#### [What needs to be done]
Retype the whole listing, please, keeping every line exact and dropping the pictures.

## start Available data

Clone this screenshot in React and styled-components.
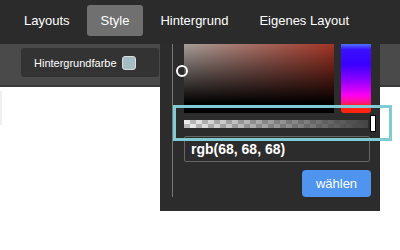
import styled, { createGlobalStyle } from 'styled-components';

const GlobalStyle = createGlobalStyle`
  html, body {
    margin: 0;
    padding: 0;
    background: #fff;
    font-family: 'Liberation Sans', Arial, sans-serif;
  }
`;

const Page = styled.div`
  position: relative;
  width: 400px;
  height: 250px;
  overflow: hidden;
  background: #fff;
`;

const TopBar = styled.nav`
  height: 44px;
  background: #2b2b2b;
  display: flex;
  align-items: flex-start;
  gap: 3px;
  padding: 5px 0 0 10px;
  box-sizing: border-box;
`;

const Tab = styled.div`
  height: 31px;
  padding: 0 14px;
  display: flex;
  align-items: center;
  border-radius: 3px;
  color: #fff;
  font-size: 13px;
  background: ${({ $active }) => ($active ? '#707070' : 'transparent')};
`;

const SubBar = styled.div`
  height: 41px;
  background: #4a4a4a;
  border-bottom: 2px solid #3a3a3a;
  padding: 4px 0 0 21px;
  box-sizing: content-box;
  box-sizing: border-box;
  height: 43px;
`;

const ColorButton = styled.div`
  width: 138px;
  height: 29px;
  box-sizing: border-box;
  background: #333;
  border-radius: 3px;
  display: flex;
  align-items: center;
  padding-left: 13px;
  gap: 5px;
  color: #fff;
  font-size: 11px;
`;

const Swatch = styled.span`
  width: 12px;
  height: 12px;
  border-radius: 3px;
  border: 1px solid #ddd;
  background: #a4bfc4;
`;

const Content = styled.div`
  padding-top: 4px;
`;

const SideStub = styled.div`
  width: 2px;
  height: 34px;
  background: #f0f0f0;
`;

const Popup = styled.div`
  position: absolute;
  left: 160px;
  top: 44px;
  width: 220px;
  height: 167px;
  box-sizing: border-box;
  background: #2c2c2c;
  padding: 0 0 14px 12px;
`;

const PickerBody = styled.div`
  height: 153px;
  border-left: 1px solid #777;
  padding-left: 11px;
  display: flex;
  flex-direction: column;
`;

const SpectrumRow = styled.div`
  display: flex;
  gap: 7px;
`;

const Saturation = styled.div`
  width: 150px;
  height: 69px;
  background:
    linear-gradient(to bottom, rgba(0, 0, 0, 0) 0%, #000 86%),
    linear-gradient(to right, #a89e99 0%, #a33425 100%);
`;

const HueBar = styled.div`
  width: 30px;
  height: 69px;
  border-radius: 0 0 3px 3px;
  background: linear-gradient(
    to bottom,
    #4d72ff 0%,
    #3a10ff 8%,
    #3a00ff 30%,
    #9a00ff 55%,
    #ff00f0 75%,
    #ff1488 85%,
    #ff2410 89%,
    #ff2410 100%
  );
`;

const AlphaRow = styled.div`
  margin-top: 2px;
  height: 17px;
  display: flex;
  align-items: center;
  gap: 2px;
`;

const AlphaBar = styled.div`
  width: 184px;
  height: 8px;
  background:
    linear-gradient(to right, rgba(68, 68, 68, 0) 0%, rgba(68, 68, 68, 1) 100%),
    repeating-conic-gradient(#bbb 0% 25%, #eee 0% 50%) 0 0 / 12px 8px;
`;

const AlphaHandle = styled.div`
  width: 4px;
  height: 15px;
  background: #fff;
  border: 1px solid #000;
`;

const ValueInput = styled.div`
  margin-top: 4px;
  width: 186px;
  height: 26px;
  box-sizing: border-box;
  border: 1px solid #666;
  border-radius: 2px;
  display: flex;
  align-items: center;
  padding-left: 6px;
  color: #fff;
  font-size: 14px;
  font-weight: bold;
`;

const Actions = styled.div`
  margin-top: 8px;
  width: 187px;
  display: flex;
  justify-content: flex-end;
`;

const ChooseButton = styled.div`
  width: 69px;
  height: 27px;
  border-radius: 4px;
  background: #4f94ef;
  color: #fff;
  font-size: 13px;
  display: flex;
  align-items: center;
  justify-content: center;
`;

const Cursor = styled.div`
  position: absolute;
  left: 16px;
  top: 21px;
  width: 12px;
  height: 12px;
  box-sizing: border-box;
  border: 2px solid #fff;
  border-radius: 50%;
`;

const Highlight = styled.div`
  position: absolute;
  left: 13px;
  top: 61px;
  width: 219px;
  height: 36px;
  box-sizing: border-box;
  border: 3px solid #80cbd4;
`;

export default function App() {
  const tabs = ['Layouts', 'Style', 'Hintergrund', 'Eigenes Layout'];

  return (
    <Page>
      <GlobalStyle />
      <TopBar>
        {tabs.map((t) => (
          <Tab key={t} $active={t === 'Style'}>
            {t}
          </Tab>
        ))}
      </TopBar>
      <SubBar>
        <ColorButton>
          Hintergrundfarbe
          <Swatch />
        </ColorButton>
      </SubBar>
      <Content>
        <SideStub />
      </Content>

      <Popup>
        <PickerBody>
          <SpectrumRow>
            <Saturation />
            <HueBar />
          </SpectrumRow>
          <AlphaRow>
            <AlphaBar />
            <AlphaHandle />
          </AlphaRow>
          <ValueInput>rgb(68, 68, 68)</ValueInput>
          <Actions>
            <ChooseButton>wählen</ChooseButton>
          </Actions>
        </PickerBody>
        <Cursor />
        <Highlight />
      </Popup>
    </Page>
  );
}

## end Available data

#### [Response]
Clone this screenshot in React and styled-components.
import styled, { createGlobalStyle } from 'styled-components';

const GlobalStyle = createGlobalStyle`
  html, body {
    margin: 0;
    padding: 0;
    background: #fff;
    font-family: 'Liberation Sans', Arial, sans-serif;
  }
`;

const Page = styled.div`
  position: relative;
  width: 400px;
  height: 250px;
  overflow: hidden;
  background: #fff;
`;

const TopBar = styled.nav`
  height: 44px;
  background: #2b2b2b;
  display: flex;
  align-items: flex-start;
  gap: 3px;
  padding: 5px 0 0 10px;
  box-sizing: border-box;
`;

const Tab = styled.div`
  height: 31px;
  padding: 0 14px;
  display: flex;
  align-items: center;
  border-radius: 3px;
  color: #fff;
  font-size: 13px;
  background: ${({ $active }) => ($active ? '#707070' : 'transparent')};
`;

const SubBar = styled.div`
  height: 41px;
  background: #4a4a4a;
  border-bottom: 2px solid #3a3a3a;
  padding: 4px 0 0 21px;
  box-sizing: content-box;
  box-sizing: border-box;
  height: 43px;
`;

const ColorButton = styled.div`
  width: 138px;
  height: 29px;
  box-sizing: border-box;
  background: #333;
  border-radius: 3px;
  display: flex;
  align-items: center;
  padding-left: 13px;
  gap: 5px;
  color: #fff;
  font-size: 11px;
`;

const Swatch = styled.span`
  width: 12px;
  height: 12px;
  border-radius: 3px;
  border: 1px solid #ddd;
  background: #a4bfc4;
`;

const Content = styled.div`
  padding-top: 4px;
`;

const SideStub = styled.div`
  width: 2px;
  height: 34px;
  background: #f0f0f0;
`;

const Popup = styled.div`
  position: absolute;
  left: 160px;
  top: 44px;
  width: 220px;
  height: 167px;
  box-sizing: border-box;
  background: #2c2c2c;
  padding: 0 0 14px 12px;
`;

const PickerBody = styled.div`
  height: 153px;
  border-left: 1px solid #777;
  padding-left: 11px;
  display: flex;
  flex-direction: column;
`;

const SpectrumRow = styled.div`
  display: flex;
  gap: 7px;
`;

const Saturation = styled.div`
  width: 150px;
  height: 69px;
  background:
    linear-gradient(to bottom, rgba(0, 0, 0, 0) 0%, #000 86%),
    linear-gradient(to right, #a89e99 0%, #a33425 100%);
`;

const HueBar = styled.div`
  width: 30px;
  height: 69px;
  border-radius: 0 0 3px 3px;
  background: linear-gradient(
    to bottom,
    #4d72ff 0%,
    #3a10ff 8%,
    #3a00ff 30%,
    #9a00ff 55%,
    #ff00f0 75%,
    #ff1488 85%,
    #ff2410 89%,
    #ff2410 100%
  );
`;

const AlphaRow = styled.div`
  margin-top: 2px;
  height: 17px;
  display: flex;
  align-items: center;
  gap: 2px;
`;

const AlphaBar = styled.div`
  width: 184px;
  height: 8px;
  background:
    linear-gradient(to right, rgba(68, 68, 68, 0) 0%, rgba(68, 68, 68, 1) 100%),
    repeating-conic-gradient(#bbb 0% 25%, #eee 0% 50%) 0 0 / 12px 8px;
`;

const AlphaHandle = styled.div`
  width: 4px;
  height: 15px;
  background: #fff;
  border: 1px solid #000;
`;

const ValueInput = styled.div`
  margin-top: 4px;
  width: 186px;
  height: 26px;
  box-sizing: border-box;
  border: 1px solid #666;
  border-radius: 2px;
  display: flex;
  align-items: center;
  padding-left: 6px;
  color: #fff;
  font-size: 14px;
  font-weight: bold;
`;

const Actions = styled.div`
  margin-top: 8px;
  width: 187px;
  display: flex;
  justify-content: flex-end;
`;

const ChooseButton = styled.div`
  width: 69px;
  height: 27px;
  border-radius: 4px;
  background: #4f94ef;
  color: #fff;
  font-size: 13px;
  display: flex;
  align-items: center;
  justify-content: center;
`;

const Cursor = styled.div`
  position: absolute;
  left: 16px;
  top: 21px;
  width: 12px;
  height: 12px;
  box-sizing: border-box;
  border: 2px solid #fff;
  border-radius: 50%;
`;

const Highlight = styled.div`
  position: absolute;
  left: 13px;
  top: 61px;
  width: 219px;
  height: 36px;
  box-sizing: border-box;
  border: 3px solid #80cbd4;
`;

export default function App() {
  const tabs = ['Layouts', 'Style', 'Hintergrund', 'Eigenes Layout'];

  return (
    <Page>
      <GlobalStyle />
      <TopBar>
        {tabs.map((t) => (
          <Tab key={t} $active={t === 'Style'}>
            {t}
          </Tab>
        ))}
      </TopBar>
      <SubBar>
        <ColorButton>
          Hintergrundfarbe
          <Swatch />
        </ColorButton>
      </SubBar>
      <Content>
        <SideStub />
      </Content>

      <Popup>
        <PickerBody>
          <SpectrumRow>
            <Saturation />
            <HueBar />
          </SpectrumRow>
          <AlphaRow>
            <AlphaBar />
            <AlphaHandle />
          </AlphaRow>
          <ValueInput>rgb(68, 68, 68)</ValueInput>
          <Actions>
            <ChooseButton>wählen</ChooseButton>
          </Actions>
        </PickerBody>
        <Cursor />
        <Highlight />
      </Popup>
    </Page>
  );
}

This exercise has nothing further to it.